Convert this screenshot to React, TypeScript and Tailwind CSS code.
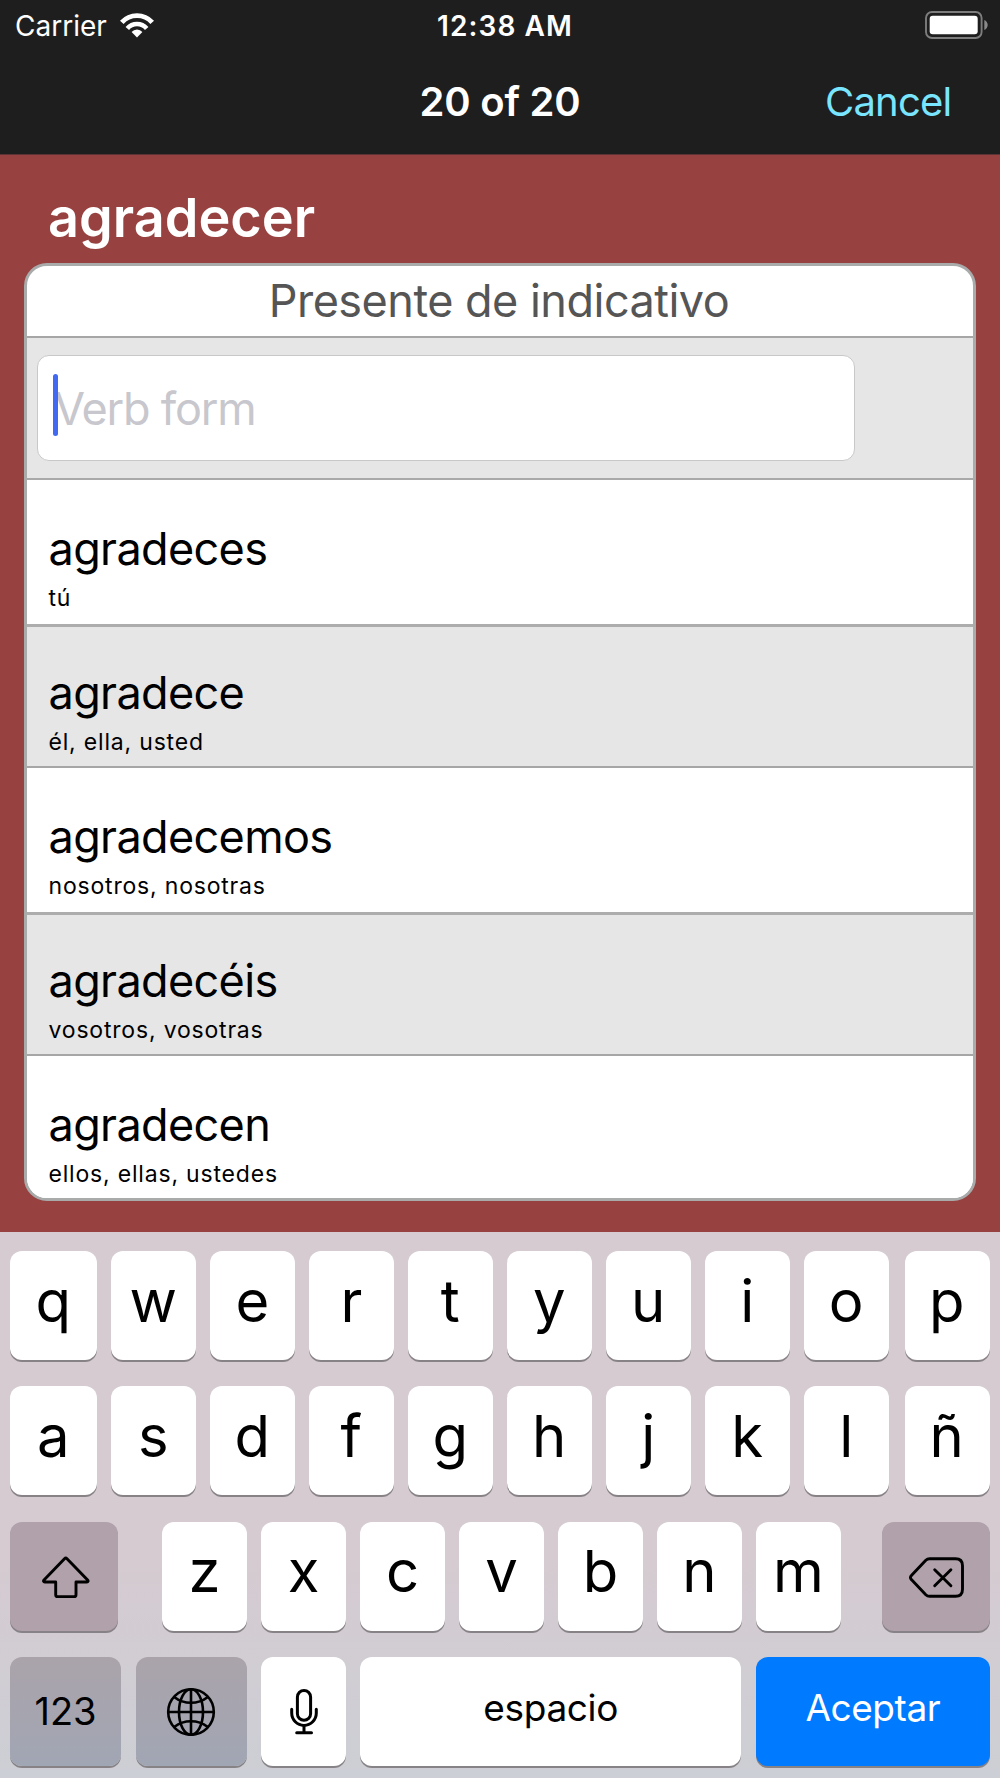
import React from "react";

interface IVerbForm {
  id: number;
  form: string;
  pronouns: string;
}

interface keyProps {
  children: React.ReactNode;
  className?: string;
}

const verbForms: IVerbForm[] = [
  { id: 1, form: "agradeces", pronouns: "tú" },
  { id: 2, form: "agradece", pronouns: "él, ella, usted" },
  { id: 3, form: "agradecemos", pronouns: "nosotros, nosotras" },
  { id: 4, form: "agradecéis", pronouns: "vosotros, vosotras" },
  { id: 5, form: "agradecen", pronouns: "ellos, ellas, ustedes" },
];

const letterRows = [
  ["q", "w", "e", "r", "t", "y", "u", "i", "o", "p"],
  ["a", "s", "d", "f", "g", "h", "j", "k", "l", "ñ"],
];
const thirdRow = ["z", "x", "c", "v", "b", "n", "m"];

function WifiIcon() {
  return (
    <svg width="34" height="25" viewBox="0 0 34 25" fill="none">
      <path d="M1.8 9.4a20.5 20.5 0 0 1 30.4 0" stroke="white" strokeWidth="4.9" />
      <path d="M7.3 15.4a12.8 12.8 0 0 1 19.4 0" stroke="white" strokeWidth="4.6" />
      <path d="M17 24.6l-5.4-5.6a7 7 0 0 1 10.8 0z" fill="white" />
    </svg>
  );
}

function BatteryIcon() {
  return (
    <svg width="64" height="28" viewBox="0 0 64 28" fill="none">
      <rect x="1" y="1" width="55.6" height="26" rx="6" stroke="#7d7d7d" strokeWidth="1.9" />
      <rect x="4.7" y="4.8" width="48" height="18.4" rx="3" fill="white" />
      <path d="M59.3 9v10c2-.8 3.4-2.8 3.4-5s-1.4-4.2-3.4-5z" fill="#8a8a8a" />
    </svg>
  );
}

function ShiftIcon() {
  return (
    <svg width="48" height="43" viewBox="0 0 48 43" fill="none">
      <path
        d="M22.5 2.7a1.8 1.8 0 0 1 2.5 0L45.6 24c.9 1 .5 2-.7 2H34v12.7c0 1.2-.7 1.9-1.9 1.9H15.6c-1.2 0-1.9-.7-1.9-1.9V26H2.7c-1.2 0-1.6-1-.7-2z"
        stroke="black"
        strokeWidth="2.9"
        strokeLinejoin="round"
      />
    </svg>
  );
}

function DeleteIcon() {
  return (
    <svg width="56" height="42" viewBox="0 0 56 42" fill="none" stroke="black" strokeWidth="2.9">
      <path d="M20.6 1.7H46.5c4.5 0 7 2.5 7 7v23.6c0 4.5-2.5 7-7 7H20.6c-1.6 0-2.7-.5-3.8-1.6L2.4 22.6c-1.3-1.3-1.3-2.7 0-4L16.8 3.3c1.1-1.1 2.2-1.6 3.8-1.6z" />
      <path d="M25.7 12.7l16.2 16M41.9 12.7l-16.2 16" strokeLinecap="round" />
    </svg>
  );
}

function GlobeIcon() {
  return (
    <svg width="50" height="50" viewBox="0 0 50 50" fill="none" stroke="black" strokeWidth="2.6">
      <circle cx="25" cy="25" r="22.8" />
      <ellipse cx="25" cy="25" rx="12" ry="22.8" />
      <path d="M25 2v46M2 25h46" />
      <path d="M8.5 10.2c9.5 7.4 23.5 7.4 33 0M8.5 39.8c9.5-7.4 23.5-7.4 33 0" />
    </svg>
  );
}

function MicIcon() {
  return (
    <svg width="28" height="46" viewBox="0 0 28 46" fill="none" stroke="black" strokeWidth="3">
      <rect x="7.4" y="1.5" width="13.2" height="29.8" rx="6.6" />
      <path
        d="M1.7 20.3v3.8a12.3 12.3 0 0 0 24.6 0v-3.8M14 36.4v7.2M6.7 43.8h14.8"
        strokeLinecap="round"
      />
    </svg>
  );
}

function Key({ children, className = "" }: keyProps) {
  return (
    <button
      className={`flex h-[109px] items-center justify-center rounded-xl shadow-[0_2px_0_#878286] ${className}`}
    >
      {children}
    </button>
  );
}

export default function App() {
  return (
    <div className="flex h-[1778px] w-[1000px] flex-col overflow-hidden bg-[#984141] font-['Inter',sans-serif]">
      {/* STATUS BAR AND TITLE */}
      <header className="h-[155px] border-b border-[#5d3333] bg-[#1e1e1e] text-white">
        <div className="flex h-[50px] items-center pl-[15px] pr-[11px] text-[28px]">
          <div className="flex w-[422px] items-center gap-[13px]">
            <span className="pt-px">Carrier</span>
            <WifiIcon />
          </div>
          <span className="pt-px font-semibold tracking-[1.09px]">12:38 AM</span>
          <div className="ml-auto pb-px">
            <BatteryIcon />
          </div>
        </div>
        <div className="grid h-[104px] grid-cols-[1fr_auto_1fr] items-center text-[40px]">
          <span />
          <h1 className="font-semibold tracking-[-0.23px]">20 of 20</h1>
          <button className="justify-self-end pr-[48.5px] tracking-[-0.78px] text-[#7ae5ff]">
            Cancel
          </button>
        </div>
      </header>

      {/* VERB FORMS */}
      <main className="h-[1077px] px-6 pt-[33px]">
        <h2 className="mb-[15px] pl-6 text-[54px] font-semibold leading-[60px] text-white">
          agradecer
        </h2>
        <div className="h-[938px] overflow-hidden rounded-[23px] border-3 border-[#a9abab] bg-white">
          <div className="flex h-[72px] items-center justify-center border-b-2 border-[#a6a6a6] pr-0.5 text-[45px] tracking-[-0.51px] text-[#555555]">
            Presente de indicativo
          </div>
          <div className="h-[142px] border-b-2 border-[#a9a9a9] bg-[#e6e6e6] pl-[10px] pt-[17px]">
            <div className="relative flex h-[106px] w-[818px] items-center rounded-xl border border-[#c8c8c8] bg-white pl-4 pt-0.5">
              <span className="text-[45px] tracking-[-1.2px] text-[#c7c7cd]">Verb form</span>
              <span className="absolute left-[15px] top-[18px] h-[62px] w-[5px] rounded-full bg-[#4169f2]" />
            </div>
          </div>
          <ul>
            {verbForms.map((v) => (
              <li
                key={v.id}
                className={`pl-[21.5px] ${
                  v.id % 2 === 0
                    ? "h-[141px] border-b-2 border-[#a6a6a6] bg-[#e6e6e6] pt-[38px]"
                    : "h-[147px] border-b-3 border-[#adadad] bg-white pt-[41px]"
                } last:border-b-0`}
              >
                <p className="text-[45px] leading-[55px] tracking-[-0.64px]">{v.form}</p>
                <p className="mt-2 text-[23px] leading-[28px] tracking-[0.81px]">
                  {v.pronouns}
                </p>
              </li>
            ))}
          </ul>
        </div>
      </main>

      {/* KEYBOARD */}
      <footer className="flex h-[546px] flex-col gap-[26.3px] bg-linear-to-b from-[#d5cbd1] from-60% to-[#cccfd5] px-[10px] pt-[19px] text-[58px] font-[370]">
        {letterRows.map((row) => (
          <div key={row[0]} className="flex gap-[14.3px]">
            {row.map((letter) => (
              <Key
                key={letter}
                className="w-[84.7px] bg-white pb-[9px] first:w-[86.7px] last:ml-auto last:pr-0.5"
              >
                {letter}
              </Key>
            ))}
          </div>
        ))}
        <div className="flex justify-between">
          <Key className="w-[108px] bg-[#b0a1aa] pl-[3px] pt-[3px]">
            <ShiftIcon />
          </Key>
          <div className="flex gap-[14.3px] pl-[3px]">
            {thirdRow.map((letter) => (
              <Key key={letter} className="w-[84.7px] bg-white pb-[9px]">
                {letter}
              </Key>
            ))}
          </div>
          <Key className="w-[108px] bg-[#b0a1aa] pl-[2px] pt-[3px]">
            <DeleteIcon />
          </Key>
        </div>
        <div className="flex gap-[14.5px] text-[37px] font-normal">
          <Key className="w-[111px] bg-linear-to-b from-[#aaa3aa] to-[#a1a6b4] text-[38px]">
            123
          </Key>
          <Key className="w-[111px] bg-linear-to-b from-[#aaa3aa] to-[#a1a6b4] pt-px">
            <GlobeIcon />
          </Key>
          <Key className="w-[84.7px] bg-white pl-px pt-0.5">
            <MicIcon />
          </Key>
          <Key className="w-[381px] bg-white pb-[7px] tracking-[-0.35px]">espacio</Key>
          <Key className="flex-1 bg-[#007aff] pb-[7px] tracking-[-0.43px] text-white">
            Aceptar
          </Key>
        </div>
      </footer>
    </div>
  );
}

▬▬▬

From the data, list each line in which the string "React" appears.

Convert this screenshot to React, TypeScript and Tailwind CSS code.
import React from "react";
  children: React.ReactNode;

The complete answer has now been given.